The idea is that a shareholder’s interest in a growing publicly traded company will become more valuable over time.
The simplest answer is: to make money!
Owning shares of a company’s stock is known as taking a long position, and this is done in the belief that the company is going to increase its earnings and profit margin into the future, or will at least remain steady.
There are three ways to make money on stocks:
The market price for a share of a company’s stock can go up or down according to the company’s performance and market sentiment surrounding the company.

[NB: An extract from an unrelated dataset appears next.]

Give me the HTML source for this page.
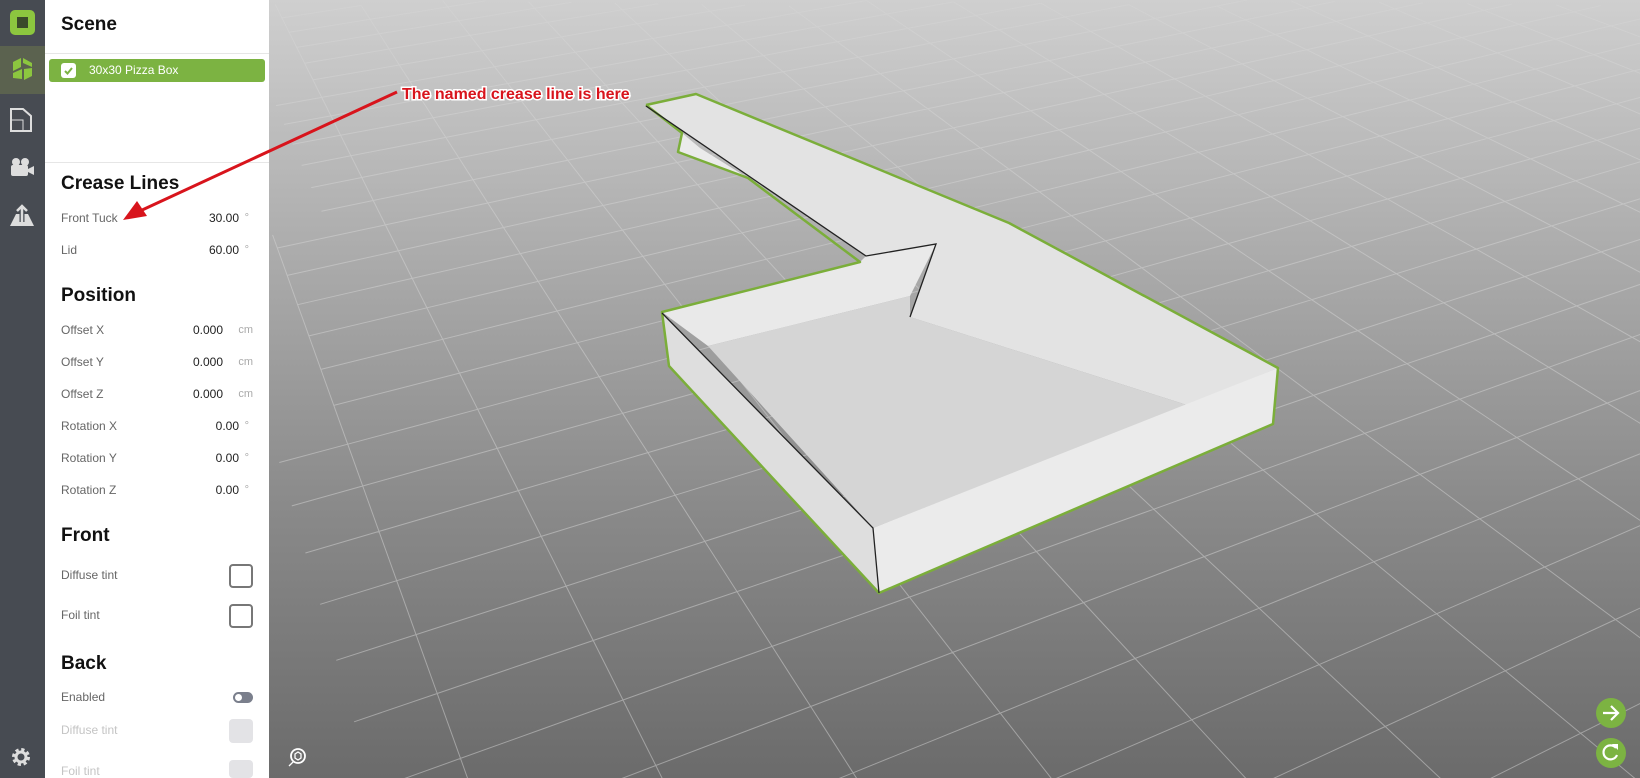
<!DOCTYPE html>
<html><head><meta charset="utf-8">
<style>
*{margin:0;padding:0;box-sizing:border-box}
html,body{width:1640px;height:778px;overflow:hidden}
body{position:relative;font-family:"Liberation Sans",sans-serif;background:#888}
#vp{position:absolute;left:269px;top:0;width:1371px;height:778px;background:linear-gradient(#cfcfcf 0%,#a9a9a9 35%,#8a8a8a 65%,#6b6b6b 100%)}
#side{position:absolute;left:0;top:0;width:45px;height:778px;background:#474b52}
#panel{position:absolute;left:45px;top:0;width:224px;height:778px;background:#fff;overflow:hidden}
.h{position:absolute;left:16px;font-weight:bold;font-size:19px;color:#111}
.r{position:absolute;left:16px;right:16px;font-size:12px;color:#666;height:16px;line-height:16px}
.r b{position:absolute;right:14px;font-weight:normal;color:#222}
.r i{position:absolute;right:0;font-style:normal;color:#aaa;font-size:11px}
.r i.d{right:4px}
.sw{position:absolute;right:16px;width:24px;height:24px;border:2px solid #777;border-radius:4px}
.dis{color:#c4c4c4}
.swd{border:none;background:#e3e3e6}
</style></head><body>
<div id="vp"></div>
<svg width="1640" height="778" style="position:absolute;left:0;top:0">
<g id="grid" stroke="#d6d6d6" stroke-opacity="0.5" stroke-width="1" fill="none"></g>
<polygon points="646,105 696,94 1009,223 1278,368 1187,405 910,317 936,244 866,256" fill="#e3e3e3"/>
<polygon points="682,133 678,152 748,178 700,148" fill="#ebebeb"/>
<polygon points="662,312 860,262 866,256 936,244 910,296 708,346" fill="#e9e9e9"/>
<polygon points="708,346 910,296 910,317 1187,405 873,528" fill="#d5d5d5"/>
<polygon points="662,312 873,528 879,593 669,366" fill="#dedede"/>
<polygon points="873,528 1278,368 1273,424 879,593" fill="#ebebeb"/>
<polyline points="646,105 696,94 1009,223 1278,368 1273,424 879,593 669,366 662,312 860,262 748,178 678,152 682,133 646,105" fill="none" stroke="#7bae3a" stroke-width="2.5" stroke-linejoin="round"/>
<polyline points="646,106 866,256 936,244 910,317" fill="none" stroke="#222" stroke-width="1.3"/>
<polyline points="662,313 873,528 879,593" fill="none" stroke="#222" stroke-width="1.3"/>
<circle cx="1611" cy="713" r="15" fill="#7cb342"/>
<path d="M1603 713h14M1611 706l7 7-7 7" stroke="#fff" stroke-width="2.2" fill="none"/>
<circle cx="1611" cy="753" r="15" fill="#7cb342"/>
<path d="M1616 748a7 7 0 1 0 1 7" stroke="#fff" stroke-width="2.2" fill="none"/><path d="M1612 744l6 0 0 6z" fill="#fff"/>
<circle cx="298" cy="756" r="7" stroke="#fff" stroke-width="1.8" fill="none"/>
<path d="M293 762l-4 4M295 754l3-2 3 2v4l-3 2-3-2z" stroke="#fff" stroke-width="1.3" fill="none"/>
</svg>
<div id="side">
<div style="position:absolute;left:0;top:0;width:45px;height:46px;"><div style="position:absolute;left:10px;top:10px;width:25px;height:25px;background:#8cc63f;border-radius:5px"><div style="position:absolute;left:7px;top:7px;width:11px;height:11px;background:#3a4a2a"></div></div></div>
<div style="position:absolute;left:0;top:46px;width:45px;height:48px;background:#5b624f"><svg width="45" height="48"><path d="M13 16l8-4v9l-8 4zM23 12l9 5v4l-9-4zM13 27l9-4v10l-9-1zM24 23l8-1v8l-8 4z" fill="#8cc63f"/></svg></div>
<svg style="position:absolute;left:0;top:100px" width="45" height="40"><path d="M11 9h12l8 7v15H11z" stroke="#ddd" stroke-width="2" fill="none"/><path d="M11 20h12v11" stroke="#ddd" stroke-width="1" fill="none"/></svg>
<svg style="position:absolute;left:0;top:148px" width="45" height="40"><circle cx="16" cy="14" r="4" fill="#ddd"/><circle cx="25" cy="14" r="4" fill="#ddd"/><rect x="11" y="17" width="17" height="11" rx="2" fill="#ddd"/><path d="M28 21l6-3v9l-6-3z" fill="#ddd"/></svg>
<svg style="position:absolute;left:0;top:196px" width="45" height="40"><path d="M10 30l6-12h12l6 12z" fill="#ddd"/><path d="M22 26V10M16 16l6-6 6 6" stroke="#474b52" stroke-width="5" fill="none"/><path d="M22 26V10M17 15l5-5 5 5" stroke="#ddd" stroke-width="2.5" fill="none"/></svg>
<svg style="position:absolute;left:0;top:742px" width="45" height="36"><circle cx="21" cy="15" r="7" stroke="#ddd" stroke-width="4" stroke-dasharray="3 2.5" fill="none"/><circle cx="21" cy="15" r="5" stroke="#ddd" stroke-width="3" fill="none"/></svg>
</div>
<div id="panel">
<div class="h" style="top:14px">Scene</div>
<div style="position:absolute;left:0;right:0;top:53px;border-top:1px solid #e6e6e6"></div>
<div style="position:absolute;left:4px;right:4px;top:59px;height:23px;background:#7cb342;border-radius:3px;color:#fff;font-size:12px;line-height:23px;padding-left:40px">30x30 Pizza Box
<div style="position:absolute;left:12px;top:4px;width:15px;height:15px;background:#fff;border-radius:3px"><svg width="15" height="15"><path d="M4 8l2.5 2.5L11 5" stroke="#7cb342" stroke-width="2" fill="none"/></svg></div></div>
<div style="position:absolute;left:0;right:0;top:162px;border-top:1px solid #e6e6e6"></div>
<div class="h" style="top:173px">Crease Lines</div>
<div class="r" style="top:210px">Front Tuck<b>30.00</b><i class="d">°</i></div>
<div class="r" style="top:242px">Lid<b>60.00</b><i class="d">°</i></div>
<div class="h" style="top:285px">Position</div>
<div class="r" style="top:322px">Offset X<b style="right:30px">0.000</b><i>cm</i></div>
<div class="r" style="top:354px">Offset Y<b style="right:30px">0.000</b><i>cm</i></div>
<div class="r" style="top:386px">Offset Z<b style="right:30px">0.000</b><i>cm</i></div>
<div class="r" style="top:418px">Rotation X<b>0.00</b><i class="d">°</i></div>
<div class="r" style="top:450px">Rotation Y<b>0.00</b><i class="d">°</i></div>
<div class="r" style="top:482px">Rotation Z<b>0.00</b><i class="d">°</i></div>
<div class="h" style="top:525px">Front</div>
<div class="r" style="top:567px">Diffuse tint</div><div class="sw" style="top:564px"></div>
<div class="r" style="top:607px">Foil tint</div><div class="sw" style="top:604px"></div>
<div class="h" style="top:653px">Back</div>
<div class="r" style="top:689px">Enabled</div>
<div style="position:absolute;right:16px;top:692px;width:20px;height:11px;border-radius:6px;background:#7a7f8c"><div style="position:absolute;left:2px;top:2px;width:7px;height:7px;border-radius:50%;background:#fff"></div></div>
<div class="r dis" style="top:722px">Diffuse tint</div><div class="sw swd" style="top:719px"></div>
<div class="r dis" style="top:763px">Foil tint</div><div class="sw swd" style="top:760px;height:18px"></div>
</div>
<svg width="1640" height="778" style="position:absolute;left:0;top:0;pointer-events:none">
<line x1="397" y1="92" x2="140" y2="211" stroke="#d8141c" stroke-width="3"/>
<polygon points="123,220 137,201 147,216" fill="#d8141c"/>
<text x="402" y="99" font-family="Liberation Sans" font-weight="bold" font-size="16" fill="#d8141c" stroke="#fff" stroke-width="3" paint-order="stroke">The named crease line is here</text>
</svg>
<script>
(function(){
var g=document.getElementById('grid'),a=0.043,b=0.048,VA=[4240,-600],VB=[-27,-600],O=[623,700];
function P(u,v){var w=1+u*a+v*b;if(w<0.04)return null;return[(O[0]+u*a*VA[0]+v*b*VB[0])/w,(O[1]+u*a*VA[1]+v*b*VB[1])/w];}
var d='';
function line(f){var s='',st=false;for(var t=-100;t<=600;t+=0.5){var p=f(t);if(!p||p[1]<0||p[0]<269){st=false;continue;}s+=(st?'L':'M')+p[0].toFixed(1)+' '+p[1].toFixed(1);st=true;}return s;}
for(var v=-20;v<=200;v++)d+=line(function(t){return P(t,v)});
for(var u=-80;u<=250;u++)d+=line(function(t){return P(u,t)});
var p=document.createElementNS('http://www.w3.org/2000/svg','path');p.setAttribute('d',d);g.appendChild(p);
})();
</script>
</body></html>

When the price of the shares you own increases, your holdings have experienced capital appreciation.
If you sell them at that point, you would have followed the old adage “Buy low, sell high.”
For example, if you bought 100 shares of corporation ABC at $10/share, and the next day/month/year, the shares were valued at $11/share, selling the shares would generate a profit of $1/share times the number of shares you own, or $100. The $100 is called your Realized Gain on Capital Appreciation of the stock.
If you had kept the stock, the $100 would be referred to as your Unrealized Gain on Capital Appreciation of the stock. Conversely, if the stock were valued at $9/share instead of $11, $100 would be your Unrealized Loss, and if you sold the stock at $9/share, you would have $100 of Realized Capital Loss.
If a corporation decides they have extra cash they may not want to reinvest into the company, the corporation can decide to pay out “dividends" to its shareholders.
For example, if you own 100 shares of ABC, and ABC decides to pay out $1 per share to its shareholders, you would receive $100 in dividends. Dividends can be taken as income or reinvested.
When reinvested, they add to the compounding effects of appreciation over time. When looking at the historical performance of the market using the S&P 500, the average rate of return is significantly higher when historical dividends are reinvested instead of just taken as income.
Just a few percentage points over a 20-30 year timespan can make a monumental difference in the ending value of a portfolio and the quality of the investor’s lifestyle in retirement.
Suppose company ABC is trading at $10/share, and its competitor, the larger company DEF, purchases ABC and buys the stock for $20/share. Then, the shareholders would enjoy a Capital Appreciation of $10, or 100%.
The shareholder could either receive cash or shares of the bigger company equal to the amount of the appreciation, which is called a stock swap.